EXCERPTED DATA:
^^^^^^^^
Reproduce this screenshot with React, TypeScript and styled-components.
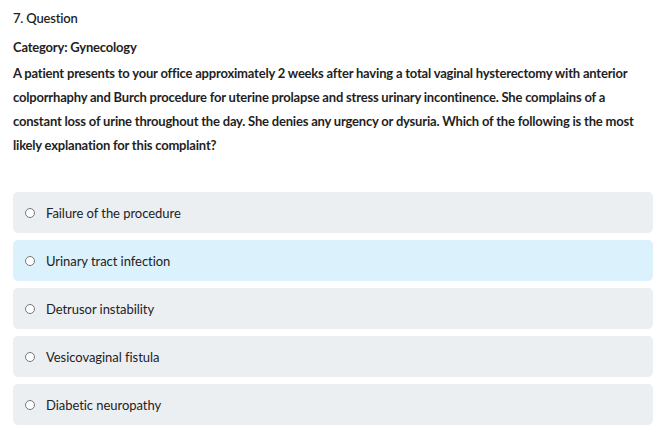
import React, { useState } from 'react';
import styled, { createGlobalStyle } from 'styled-components';

const GlobalStyle = createGlobalStyle`
  body {
    margin: 0;
    background: #ffffff;
    font-family: Lato, "Open Sans", Arial, sans-serif;
    color: #1f1f1f;
    letter-spacing: -0.2px;
  }
`;

const Page = styled.div`
  padding: 6px 10px 0 13px;
`;

const Title = styled.div`
  font-size: 13px;
  font-weight: 600;
  line-height: 24px;
  margin-bottom: 5px;
`;

const Category = styled.div`
  font-size: 13px;
  font-weight: 700;
  line-height: 24px;
  margin-bottom: 2px;
`;

const Stem = styled.p`
  margin: 0 0 35px;
  font-size: 13px;
  font-weight: 700;
  line-height: 24px;
`;

const Options = styled.div`
  display: flex;
  flex-direction: column;
  gap: 7px;
`;

const Option = styled.label<{ $hover?: boolean }>`
  display: flex;
  align-items: center;
  gap: 11px;
  height: 41px;
  padding: 0 12px;
  border-radius: 5px;
  background: ${p => (p.$hover ? '#dbf1fb' : '#eceff2')};
  font-size: 13px;
  letter-spacing: -0.05px;
  color: #222;
  cursor: pointer;
`;

const Radio = styled.span<{ $checked?: boolean }>`
  width: 10px;
  height: 10px;
  box-sizing: border-box;
  border-radius: 50%;
  border: 1px solid #777;
  background: #fff;
  box-shadow: ${p => (p.$checked ? 'inset 0 0 0 2px #fff, inset 0 0 0 5px #333' : 'none')};
`;

const choices = [
  'Failure of the procedure',
  'Urinary tract infection',
  'Detrusor instability',
  'Vesicovaginal fistula',
  'Diabetic neuropathy',
];

const App = () => {
  const [selected, setSelected] = useState<number | null>(null);
  const [hovered, setHovered] = useState<number | null>(1);

  return (
    <Page>
      <GlobalStyle />
      <Title>7. Question</Title>
      <Category>Category: Gynecology</Category>
      <Stem>
        A patient presents to your office approximately 2 weeks after having a total vaginal
        hysterectomy with anterior colporrhaphy and Burch procedure for uterine prolapse and stress
        urinary incontinence. She complains of a constant loss of urine throughout the day. She
        denies any urgency or dysuria. Which of the following is the most likely explanation for
        this complaint?
      </Stem>
      <Options>
        {choices.map((c, i) => (
          <Option
            key={c}
            $hover={hovered === i}
            onMouseEnter={() => setHovered(i)}
            onClick={() => setSelected(i)}
          >
            <Radio $checked={selected === i} />
            {c}
          </Option>
        ))}
      </Options>
    </Page>
  );
};

export default App;
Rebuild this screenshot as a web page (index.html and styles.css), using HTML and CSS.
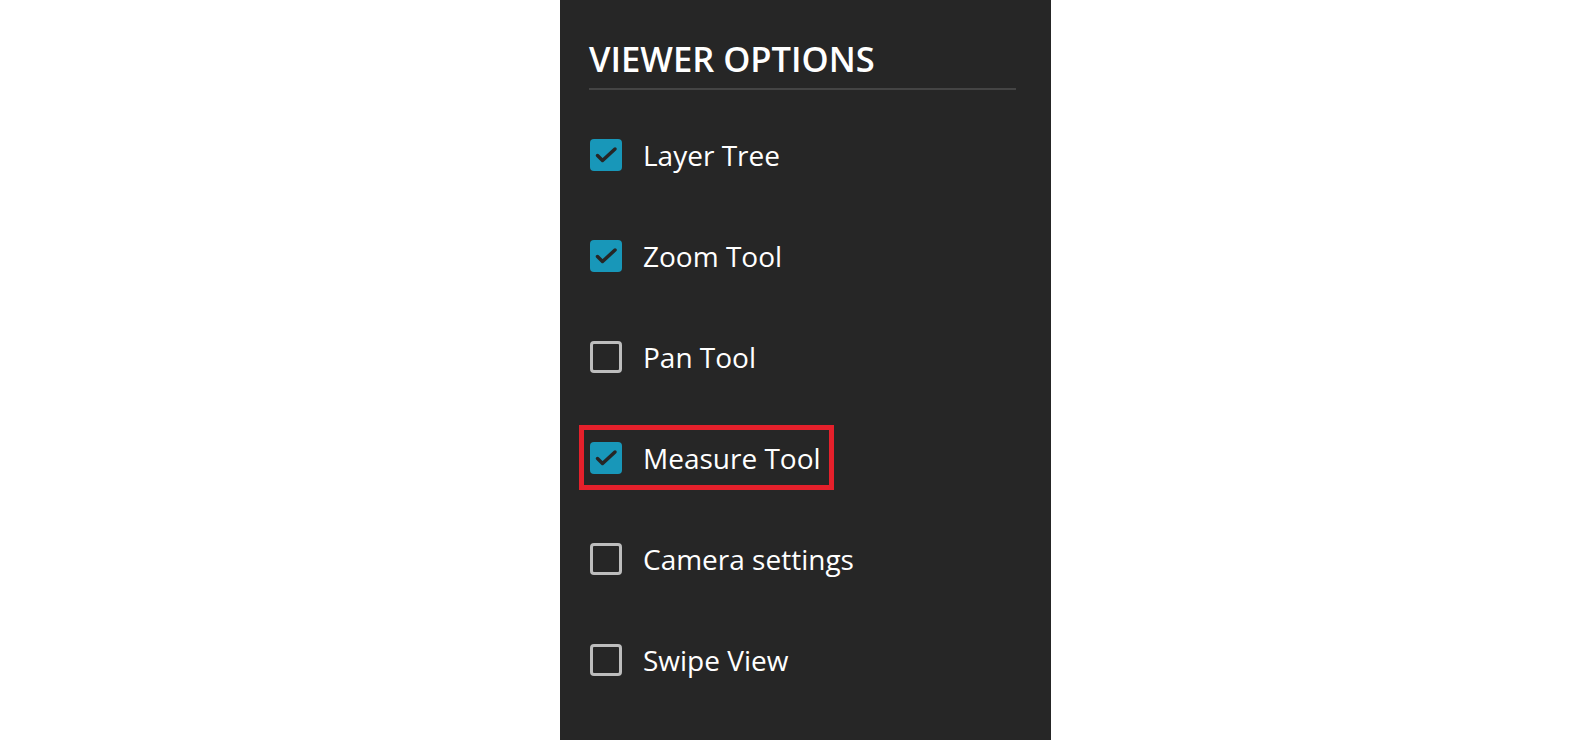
FILE: index.html
```html
<!DOCTYPE html>
<html lang="en">
<head>
  <meta charset="UTF-8" />
  <meta name="viewport" content="width=device-width, initial-scale=1.0">
  <title>Viewer Options</title>
  <link rel="stylesheet" href="styles.css">
</head>
<body>
  <div class="options-panel">
    <div class="panel-title">VIEWER OPTIONS</div>
    <ul class="option-list">
      <li class="option-row">
        <label class="option">
          <span class="box checked">
            <svg viewBox="0 0 32 32"><path d="M7.5 16.5 L12.5 21.5 L25 10" /></svg>
          </span>
          <span class="option-text">Layer Tree</span>
        </label>
      </li>
      <li class="option-row">
        <label class="option">
          <span class="box checked">
            <svg viewBox="0 0 32 32"><path d="M7.5 16.5 L12.5 21.5 L25 10" /></svg>
          </span>
          <span class="option-text">Zoom Tool</span>
        </label>
      </li>
      <li class="option-row">
        <label class="option">
          <span class="box"></span>
          <span class="option-text">Pan Tool</span>
        </label>
      </li>
      <li class="option-row">
        <!-- highlighted item -->
        <label class="option highlight">
          <span class="box checked">
            <svg viewBox="0 0 32 32"><path d="M7.5 16.5 L12.5 21.5 L25 10" /></svg>
          </span>
          <span class="option-text">Measure Tool</span>
        </label>
      </li>
      <li class="option-row">
        <label class="option">
          <span class="box"></span>
          <span class="option-text">Camera settings</span>
        </label>
      </li>
      <li class="option-row">
        <label class="option">
          <span class="box"></span>
          <span class="option-text">Swipe View</span>
        </label>
      </li>
    </ul>
  </div>
</body>
</html>
```

FILE: styles.css
```css
/* Reset */
* { margin: 0; padding: 0; box-sizing: border-box; }
body {
  font-family: 'Open Sans', 'Liberation Sans', sans-serif;
  background: #fff;
  min-height: 100vh;
  overflow: hidden;
}
/* Side panel */
.options-panel {
  width: 491px;
  height: 740px;
  margin-left: 560px;
  background: #262626;
  padding: 35px 35px 0 29px;
  color: #fff;
}
.panel-title {
  font-size: 34.5px;
  font-weight: 600;
  line-height: 47px;
  padding-bottom: 6px;
  border-bottom: 2px solid #444;
}
.option-list {
  list-style: none;
  margin-top: 14px;
}
.option-row {
  height: 101px;
  display: flex;
  align-items: center;
  padding-left: 1px;
}
.option {
  position: relative;
  display: inline-flex;
  align-items: center;
  gap: 21px;
  cursor: pointer;
}
.box {
  width: 32px;
  height: 32px;
  border: 3px solid #bdbdbd;
  border-radius: 4px;
  display: flex;
}
.box.checked {
  background: #1897b9;
  border: none;
}
.box svg {
  width: 32px;
  height: 32px;
  fill: none;
  stroke: #262626;
  stroke-width: 3.5;
  stroke-linecap: round;
  stroke-linejoin: round;
}
.option-text {
  font-size: 28px;
  line-height: 32px;
  color: #fff;
}
/* Red annotation frame */
.highlight::after {
  content: "";
  position: absolute;
  top: -17px;
  bottom: -16px;
  left: -11px;
  right: -13px;
  border: 5px solid #e5202b;
}
```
^^^^^^^^
REQUIRED TASK: Which lines hold the string "screenshot"? List them all.

COMPLETED TASK:
Reproduce this screenshot with React, TypeScript and styled-components.
Rebuild this screenshot as a web page (index.html and styles.css), using HTML and CSS.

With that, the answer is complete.